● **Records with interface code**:
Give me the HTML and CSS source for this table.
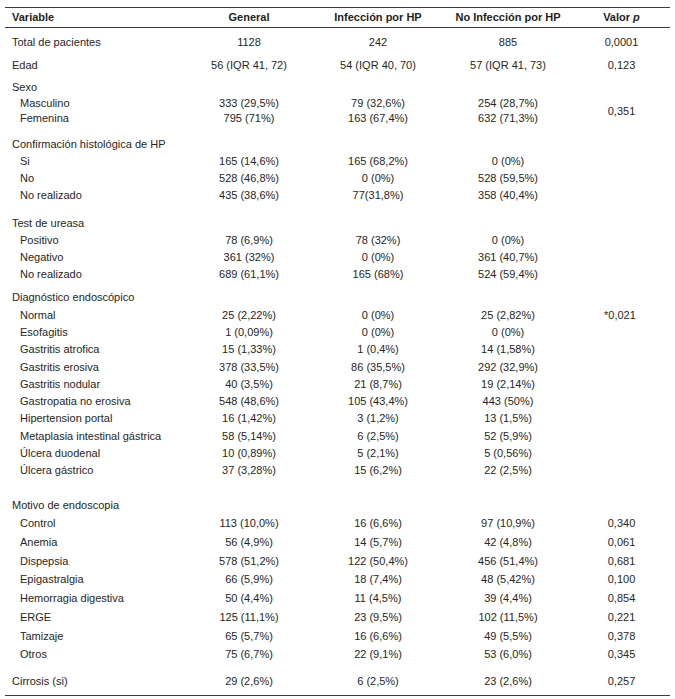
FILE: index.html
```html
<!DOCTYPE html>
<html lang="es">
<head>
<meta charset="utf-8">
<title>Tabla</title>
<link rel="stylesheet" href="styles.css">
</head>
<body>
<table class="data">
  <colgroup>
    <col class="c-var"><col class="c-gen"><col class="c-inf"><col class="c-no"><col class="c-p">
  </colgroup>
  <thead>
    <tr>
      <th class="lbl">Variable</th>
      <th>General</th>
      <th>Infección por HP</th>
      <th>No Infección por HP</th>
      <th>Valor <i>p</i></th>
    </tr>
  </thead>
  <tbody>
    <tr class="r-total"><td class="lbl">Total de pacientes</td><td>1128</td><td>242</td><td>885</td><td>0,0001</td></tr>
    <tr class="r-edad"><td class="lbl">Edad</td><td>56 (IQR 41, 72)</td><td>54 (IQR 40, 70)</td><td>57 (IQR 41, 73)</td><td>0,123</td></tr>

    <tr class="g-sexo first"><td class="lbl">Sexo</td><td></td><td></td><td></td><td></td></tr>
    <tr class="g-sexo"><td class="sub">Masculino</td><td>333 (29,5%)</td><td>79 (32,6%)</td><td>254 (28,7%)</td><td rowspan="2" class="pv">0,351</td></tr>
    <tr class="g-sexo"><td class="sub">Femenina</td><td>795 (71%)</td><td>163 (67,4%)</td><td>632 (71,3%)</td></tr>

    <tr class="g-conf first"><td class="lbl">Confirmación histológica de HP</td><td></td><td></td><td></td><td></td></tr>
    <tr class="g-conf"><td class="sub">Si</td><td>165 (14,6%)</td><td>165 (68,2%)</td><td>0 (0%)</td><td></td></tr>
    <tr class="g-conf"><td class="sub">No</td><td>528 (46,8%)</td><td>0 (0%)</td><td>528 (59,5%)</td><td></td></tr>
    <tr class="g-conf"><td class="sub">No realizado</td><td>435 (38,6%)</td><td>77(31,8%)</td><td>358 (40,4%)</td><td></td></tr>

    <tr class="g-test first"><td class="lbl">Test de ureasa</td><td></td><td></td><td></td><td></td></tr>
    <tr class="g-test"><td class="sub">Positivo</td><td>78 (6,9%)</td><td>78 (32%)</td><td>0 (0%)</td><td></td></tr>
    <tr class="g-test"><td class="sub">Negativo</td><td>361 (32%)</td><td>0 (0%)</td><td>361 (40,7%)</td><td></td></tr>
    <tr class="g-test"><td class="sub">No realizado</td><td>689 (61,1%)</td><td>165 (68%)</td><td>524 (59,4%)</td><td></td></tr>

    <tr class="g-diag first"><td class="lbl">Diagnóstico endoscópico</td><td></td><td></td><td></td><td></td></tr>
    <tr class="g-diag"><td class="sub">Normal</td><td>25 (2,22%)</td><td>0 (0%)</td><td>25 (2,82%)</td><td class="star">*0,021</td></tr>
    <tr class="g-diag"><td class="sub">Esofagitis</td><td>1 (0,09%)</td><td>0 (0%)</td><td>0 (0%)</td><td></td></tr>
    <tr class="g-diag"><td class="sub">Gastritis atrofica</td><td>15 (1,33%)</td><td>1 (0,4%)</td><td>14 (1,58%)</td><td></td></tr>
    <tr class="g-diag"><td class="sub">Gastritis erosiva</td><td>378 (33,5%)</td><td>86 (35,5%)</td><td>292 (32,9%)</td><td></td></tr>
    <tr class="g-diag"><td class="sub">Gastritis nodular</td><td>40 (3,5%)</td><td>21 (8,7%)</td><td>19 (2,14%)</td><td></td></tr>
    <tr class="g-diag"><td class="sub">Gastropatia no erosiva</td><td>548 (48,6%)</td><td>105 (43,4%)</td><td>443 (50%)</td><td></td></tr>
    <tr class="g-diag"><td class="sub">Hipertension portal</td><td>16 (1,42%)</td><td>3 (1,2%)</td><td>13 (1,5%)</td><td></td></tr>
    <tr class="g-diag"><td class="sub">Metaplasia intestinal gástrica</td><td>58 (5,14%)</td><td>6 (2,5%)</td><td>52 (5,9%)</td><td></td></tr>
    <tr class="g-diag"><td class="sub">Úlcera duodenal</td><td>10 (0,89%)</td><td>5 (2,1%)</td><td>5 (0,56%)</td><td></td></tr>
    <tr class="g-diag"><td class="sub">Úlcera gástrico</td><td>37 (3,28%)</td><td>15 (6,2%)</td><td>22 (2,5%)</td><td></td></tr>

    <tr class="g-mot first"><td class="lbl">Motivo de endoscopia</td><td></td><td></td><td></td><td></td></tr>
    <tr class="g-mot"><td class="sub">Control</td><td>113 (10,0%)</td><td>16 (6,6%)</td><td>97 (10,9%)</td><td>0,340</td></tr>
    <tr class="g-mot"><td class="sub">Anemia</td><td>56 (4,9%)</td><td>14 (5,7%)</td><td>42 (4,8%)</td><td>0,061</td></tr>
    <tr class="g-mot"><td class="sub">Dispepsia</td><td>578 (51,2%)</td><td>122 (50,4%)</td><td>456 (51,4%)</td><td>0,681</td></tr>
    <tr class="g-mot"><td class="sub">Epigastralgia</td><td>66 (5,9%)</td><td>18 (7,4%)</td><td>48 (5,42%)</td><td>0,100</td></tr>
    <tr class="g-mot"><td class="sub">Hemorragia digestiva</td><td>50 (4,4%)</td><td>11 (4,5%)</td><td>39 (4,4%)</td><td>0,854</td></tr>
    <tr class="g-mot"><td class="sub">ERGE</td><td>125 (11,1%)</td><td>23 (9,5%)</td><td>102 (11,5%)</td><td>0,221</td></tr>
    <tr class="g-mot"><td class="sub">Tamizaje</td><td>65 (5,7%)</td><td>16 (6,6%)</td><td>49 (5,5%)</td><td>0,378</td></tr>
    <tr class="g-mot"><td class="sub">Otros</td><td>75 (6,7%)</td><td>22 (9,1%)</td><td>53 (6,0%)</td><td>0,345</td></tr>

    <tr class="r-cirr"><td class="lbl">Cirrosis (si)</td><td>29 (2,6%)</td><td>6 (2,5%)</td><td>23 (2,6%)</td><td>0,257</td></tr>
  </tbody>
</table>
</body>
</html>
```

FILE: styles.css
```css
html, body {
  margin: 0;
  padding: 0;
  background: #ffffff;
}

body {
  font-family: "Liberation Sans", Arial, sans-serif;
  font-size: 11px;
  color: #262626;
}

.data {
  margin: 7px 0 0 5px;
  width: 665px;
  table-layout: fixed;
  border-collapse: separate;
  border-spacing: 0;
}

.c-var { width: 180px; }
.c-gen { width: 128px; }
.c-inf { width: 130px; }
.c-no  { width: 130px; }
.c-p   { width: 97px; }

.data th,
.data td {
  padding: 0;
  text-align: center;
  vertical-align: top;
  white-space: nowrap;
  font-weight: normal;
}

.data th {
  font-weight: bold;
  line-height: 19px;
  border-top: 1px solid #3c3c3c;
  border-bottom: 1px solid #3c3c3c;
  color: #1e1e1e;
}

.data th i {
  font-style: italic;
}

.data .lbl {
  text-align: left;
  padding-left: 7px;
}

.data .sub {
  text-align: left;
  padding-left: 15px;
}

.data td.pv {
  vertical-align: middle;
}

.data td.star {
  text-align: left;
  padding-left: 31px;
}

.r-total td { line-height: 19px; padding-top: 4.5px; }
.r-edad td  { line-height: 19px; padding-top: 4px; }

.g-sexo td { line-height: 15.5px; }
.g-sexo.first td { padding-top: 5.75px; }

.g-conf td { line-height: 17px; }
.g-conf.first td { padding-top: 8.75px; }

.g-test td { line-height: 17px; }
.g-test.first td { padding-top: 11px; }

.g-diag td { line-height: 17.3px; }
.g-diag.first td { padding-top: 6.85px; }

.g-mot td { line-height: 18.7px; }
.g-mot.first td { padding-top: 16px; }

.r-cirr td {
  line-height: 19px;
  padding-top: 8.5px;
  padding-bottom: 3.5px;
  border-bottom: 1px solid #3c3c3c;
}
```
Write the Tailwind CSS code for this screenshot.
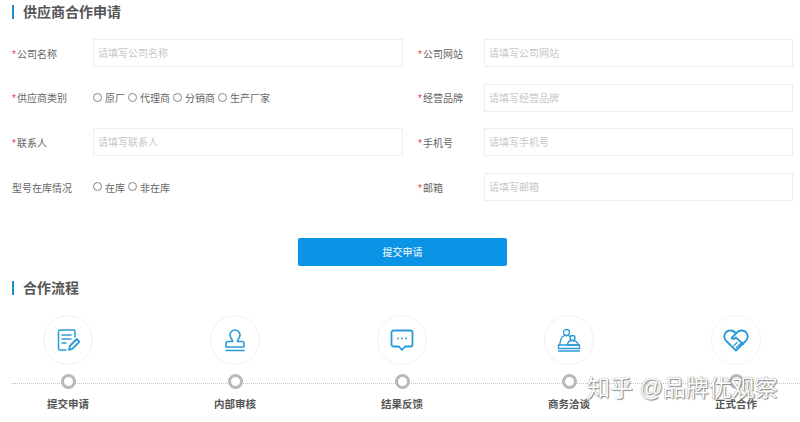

● **WORK TO DO**:
From the listing above, return each line with the word "this".

● **ANSWER**:
Give me the HTML and CSS source for this table.
Write the Tailwind CSS code for this screenshot.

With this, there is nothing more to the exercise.